Mr. Bowles is similarly preoccupied with the warts he finds in every corner of the globe. In “Letter from Kenya,” he describes riding decrepit buses in Nairobi and visiting the homes of locals mired in desperate poverty. Istanbul taxi drivers “have a petty custom of offering cigarettes at the beginning of a journey; this is to soften up the victim for the subsequent kill.” And Casablanca is described as “a vast shell. . . . one gets the impression of a town just evacuated by retreating forces.”

There is also very little of the kind of self-congratulation common amongst many other expatriate writers evident in Mr. Bowles’ work. For example, writing in Holiday in 1958, he noted how little he paid his maid—just $8.33 per month—which he claimed was a low wage “even for Tangier in 1958.” He even churlishly added that she “gets no food from us.”
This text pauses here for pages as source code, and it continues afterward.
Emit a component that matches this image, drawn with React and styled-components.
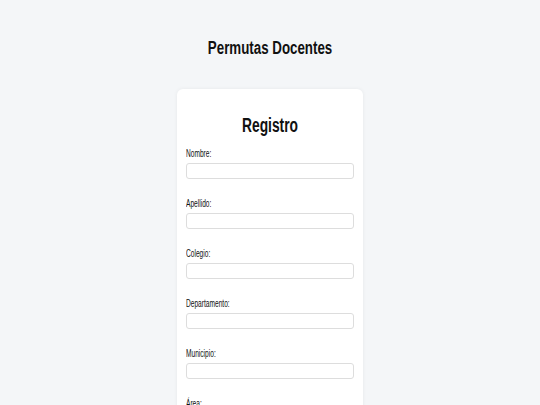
import React from 'react'
import styled, { createGlobalStyle } from 'styled-components'

const GlobalStyle = createGlobalStyle`
  body {
    margin: 0;
    background: #f4f6f8;
    font-family: "Liberation Sans", Arial, sans-serif;
    color: #111;
  }
`

const fields = ['Nombre', 'Apellido', 'Colegio', 'Departamento', 'Municipio', 'Área']

function App() {
  return (
    <>
      <GlobalStyle />
      <Page>
        <Header>Permutas Docentes</Header>
        <Card>
          <Title>Registro</Title>
          {fields.map(f => (
            <Field key={f}>
              <Label>{f}:</Label>
              <Input type="text" />
            </Field>
          ))}
        </Card>
      </Page>
    </>
  )
}

export default App

const Page = styled.div`
  display: flex;
  flex-direction: column;
  align-items: center;
  height: 405px;
  overflow: hidden;
`

// the reference type is a narrow grotesque: squeeze Liberation Sans to match
const Header = styled.h1`
  margin: 37px 0 0;
  font-size: 18px;
  font-weight: bold;
  line-height: 22px;
  transform: scaleX(0.74);
`

const Card = styled.div`
  margin-top: 30px;
  width: 168px;
  padding: 18px 9px 20px;
  background: #fff;
  border-radius: 6px;
  box-shadow: 0 0 4px rgba(0, 0, 0, 0.06);
`

const Title = styled.h2`
  margin: 6px 0 11px;
  text-align: center;
  font-size: 20px;
  font-weight: bold;
  line-height: 24px;
  transform: scaleX(0.69);
`

const Field = styled.div`
  display: flex;
  flex-direction: column;
  margin-bottom: 19px;
`

const Label = styled.label`
  display: block;
  font-size: 10px;
  line-height: 12px;
  margin-bottom: 3px;
  transform: scaleX(0.66);
  transform-origin: left center;
  white-space: nowrap;
`

const Input = styled.input`
  box-sizing: border-box;
  width: 100%;
  height: 16px;
  margin: 0;
  border: 1px solid #ddd;
  border-radius: 3px;
  background: #fff;
`
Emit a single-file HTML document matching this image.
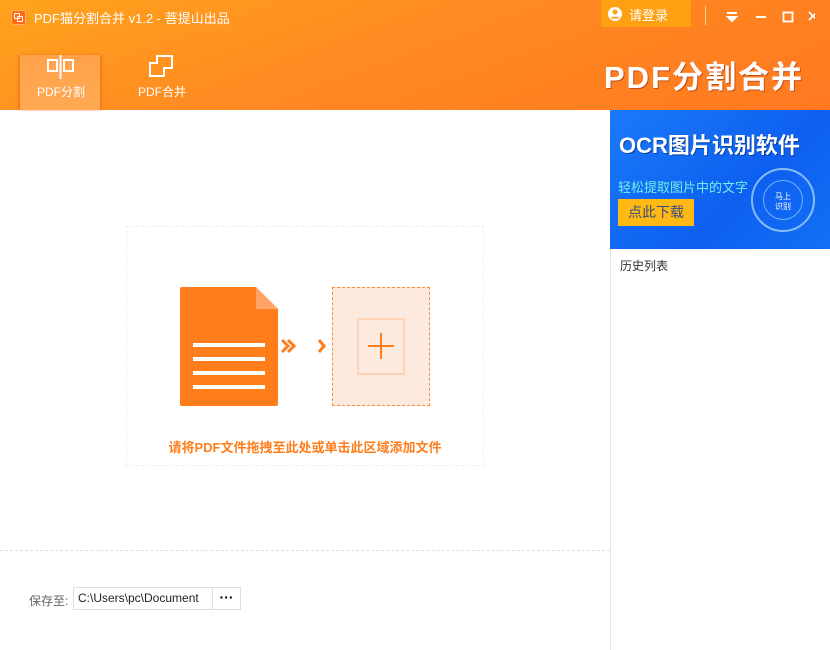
<!DOCTYPE html>
<html><head><meta charset="utf-8"><style>
*{margin:0;padding:0;box-sizing:border-box}
body{width:830px;height:650px;overflow:hidden;background:#fff;font-family:"Liberation Sans","Noto Sans CJK SC",sans-serif;position:relative}
.hdr{position:absolute;left:0;top:0;width:830px;height:110px;background:linear-gradient(160deg,#ffa31c 0%,#ff8a22 45%,#ff7820 100%)}
.abs{position:absolute}
</style></head><body>
<div class="hdr">
  <div class="abs" style="left:11px;top:10px;width:15px;height:15px;background:#ff6a12;border-radius:3px;border:1px solid #ffb060"><div class="abs" style="left:2px;top:2px;width:6px;height:6px;border:1.5px solid #fff;border-radius:1px"></div><div class="abs" style="left:5px;top:5px;width:6px;height:6px;border:1.5px solid #fff;border-radius:1px"></div></div>
  <div class="abs" style="left:34px;top:8px;color:#fff;font-size:13px">PDF猫分割合并 v1.2 - 菩提山出品</div>
  <div class="abs" style="left:601px;top:0;width:90px;height:27px;background:#ff9f12"></div>
  <svg class="abs" style="left:607px;top:6px" width="16" height="16" viewBox="0 0 16 16"><circle cx="8" cy="8" r="7" fill="#fff"/><circle cx="8" cy="6" r="2.5" fill="#ff9f12"/><path d="M3.5 12.5c1-2.5 8-2.5 9 0" fill="#ff9f12"/></svg>
  <div class="abs" style="left:629px;top:5px;color:#fff;font-size:13px">请登录</div>
  <div class="abs" style="left:705px;top:6px;width:1px;height:19px;background:#ffd0a0"></div>
  <svg class="abs" style="left:725px;top:10px" width="90" height="14"><path d="M2 3h10M3 7h8l-4 4z" stroke="#fff" stroke-width="2" fill="#fff"/><path d="M31 7h10" stroke="#fff" stroke-width="2"/><rect x="58.5" y="2.5" width="9" height="9" stroke="#fff" stroke-width="1.8" fill="none"/><path d="M84 2l8 8M92 2l-8 8" stroke="#fff" stroke-width="1.8"/></svg>
  <div class="abs" style="left:20px;top:55px;width:80px;height:55px;background:linear-gradient(#ffa24a,#ffa955);box-shadow:-2px 0 2px rgba(200,80,0,.3),2px 0 2px rgba(200,80,0,.3)"></div>
  <svg class="abs" style="left:47px;top:55px" width="28" height="24"><rect x="1" y="5" width="9" height="11" stroke="#fff" stroke-width="2" fill="none"/><rect x="17" y="5" width="9" height="11" stroke="#fff" stroke-width="2" fill="none"/><path d="M13.5 0v24" stroke="#fff" stroke-width="2"/></svg>
  <div class="abs" style="left:37px;top:83px;color:#fff;font-size:12px">PDF分割</div>
  <svg class="abs" style="left:149px;top:55px" width="26" height="22"><path d="M8 1h15v12h-8v8H1V8h7z" stroke="#fff" stroke-width="2" fill="none"/></svg>
  <div class="abs" style="left:138px;top:83px;color:#fff;font-size:12px">PDF合并</div>
  <div class="abs" style="left:604px;top:58px;color:#fff;font-size:31px;font-weight:bold;letter-spacing:2px;line-height:40px;text-shadow:1px 1px 0 #c0501a">PDF分割合并</div>
</div>
<div class="abs" style="left:610px;top:110px;width:1px;height:540px;background:#e4e4e4"></div>
<div class="abs" style="left:610px;top:110px;width:220px;height:139px;background:linear-gradient(135deg,#1a7af8,#0e5ff0 60%,#1370f5)">
  <div class="abs" style="left:9px;top:18px;color:#fff;font-size:22px;font-weight:bold;text-shadow:1px 1px 0 #0840a0">OCR图片识别软件</div>
  <div class="abs" style="left:8px;top:67px;color:#6ff0ea;font-size:13px">轻松提取图片中的文字</div>
  <div class="abs" style="left:8px;top:89px;width:76px;height:27px;background:#ffb914;color:#3a4a80;font-size:14px;line-height:27px;text-align:center">点此下载</div>
  <div class="abs" style="left:141px;top:58px;width:64px;height:64px;border:2px solid rgba(180,230,255,.7);border-radius:50%"></div>
  <div class="abs" style="left:153px;top:70px;width:40px;height:40px;border:1px solid rgba(180,230,255,.6);border-radius:50%;color:#fff;font-size:8px;text-align:center;padding-top:11px;line-height:10px">马上<br>识别</div>
</div>
<div class="abs" style="left:620px;top:257px;font-size:12px;color:#333">历史列表</div>
<div class="abs" style="left:126px;top:226px;width:358px;height:240px;border:1px dashed #eee"></div>
<div class="abs" style="left:180px;top:287px;width:98px;height:119px;background:#ff7d1a;border-radius:2px;clip-path:polygon(0 0,76px 0,98px 22px,98px 119px,0 119px)"></div>
<div class="abs" style="left:256px;top:287px;width:22px;height:22px;background:#ffa466;clip-path:polygon(0 0,100% 100%,0 100%)"></div>
<div class="abs" style="left:193px;top:343px;width:72px;height:4px;background:#fff;box-shadow:0 14px 0 #fff,0 28px 0 #fff,0 42px 0 #fff"></div>
<svg class="abs" style="left:280px;top:338px" width="50" height="16"><path d="M2 2l6 6-6 6M8 2l6 6-6 6M319 0" stroke="#ff7d1a" stroke-width="3" fill="none"/><path d="M39 2l5 6-5 6" stroke="#ff7d1a" stroke-width="3" fill="none"/></svg>
<div class="abs" style="left:332px;top:287px;width:98px;height:119px;background:#fdeadf;border:1px dashed #ff8a3a"></div>
<div class="abs" style="left:357px;top:318px;width:48px;height:57px;border:2px solid #fdd3b5"></div>
<div class="abs" style="left:368px;top:345px;width:26px;height:2px;background:#ff7d1a"></div>
<div class="abs" style="left:380px;top:333px;width:2px;height:26px;background:#ff7d1a"></div>
<div class="abs" style="left:126px;top:437px;width:358px;text-align:center;color:#ff7d1a;font-size:13px;font-weight:bold">请将PDF文件拖拽至此处或单击此区域添加文件</div>
<div class="abs" style="left:0;top:550px;width:610px;border-top:1px dashed #e0e0e0"></div>
<div class="abs" style="left:29px;top:592px;font-size:12px;color:#666">保存至:</div>
<div class="abs" style="left:73px;top:587px;width:168px;height:23px;border:1px solid #ddd;font-size:12px;color:#222;line-height:21px;padding-left:4px;white-space:nowrap;overflow:hidden">C:\Users\pc\Document</div>
<div class="abs" style="left:212px;top:587px;width:29px;height:23px;border:1px solid #ddd;background:#fff;font-size:14px;text-align:center;line-height:19px;font-weight:bold">···</div>
</body></html>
But while Mr. Bowles’ candor is on evidence throughout his work, sadly, very little of his fascinating life bled out into the pieces represented in this volume. Theroux writes in the book’s introduction that Mr. Bowles’ wife, Jane, had a number of passionate affairs with women, including one serious relationship with a woman named Cherifa whom Bowles suspected was a “witch and poisoner.”

Mr. Bowles describes Tangier as a city filled with eccentrics, but divulges nothing about the ones inhabiting his own home. Surely, we wouldn’t expect Mr. Bowles to descend into an Eat, Pray, Love funk of navel gazing, but a bit more personal context would add much to these stories.

And while Mr. Bowles’ hardcore devotees and those with the luxury of time can celebrate the length of these meandering stories, the reality is that bigger isn’t always better. Much of the magic of Mr. Bowles’ work is his power of observation, but I could have done without, for example, a 4,000-word story on parrots that crudely opined, “the uneducated, unsophisticated Indian makes an ideal companion and mentor for the parrot.” Indeed, there are several stories in the collection where the reader cannot but wonder what Mr. Bowles was smoking when he put pen to paper.

Still, there is much to admire in this volume, and fans of Mr. Bowles will lap up his vivid prose like hyenas feasting on a fresh carcass. Few others could, for example, conjure up a more impressionistic view of Istanbul than Bowles, writing in 1955. “The cupolas and minarets rise above the disorder of the city like huge gray fungi growing out of a vast pile of ashes. For disorder is the visual keynote of Istanbul.”

Such flourishes notwithstanding, the most enjoyable part of this collection may actually be the detailed chronology of Mr. Bowles’ fascinating life in the back of the book. Here we learn not only of Mr. Bowles’ literary triumphs and travails but also of his peripatetic life, his early days living in Queens as the son of a dentist who survived a bout of influenza during the worldwide epidemic, and, perhaps most interestingly, some of his early adventures. Before settling in Tangier, he worked as a switchboard operator in Paris at the Herald Tribune, served as the live in companion of a wealthy Austrian invalid in Baltimore, and was detained in Ceylon as a spy.

Mr. Bowles was a composer, music ethnologist, writer, and translator. He liked to get high, to be sure, but thankfully for readers, his travel writing was more lucid than trippy.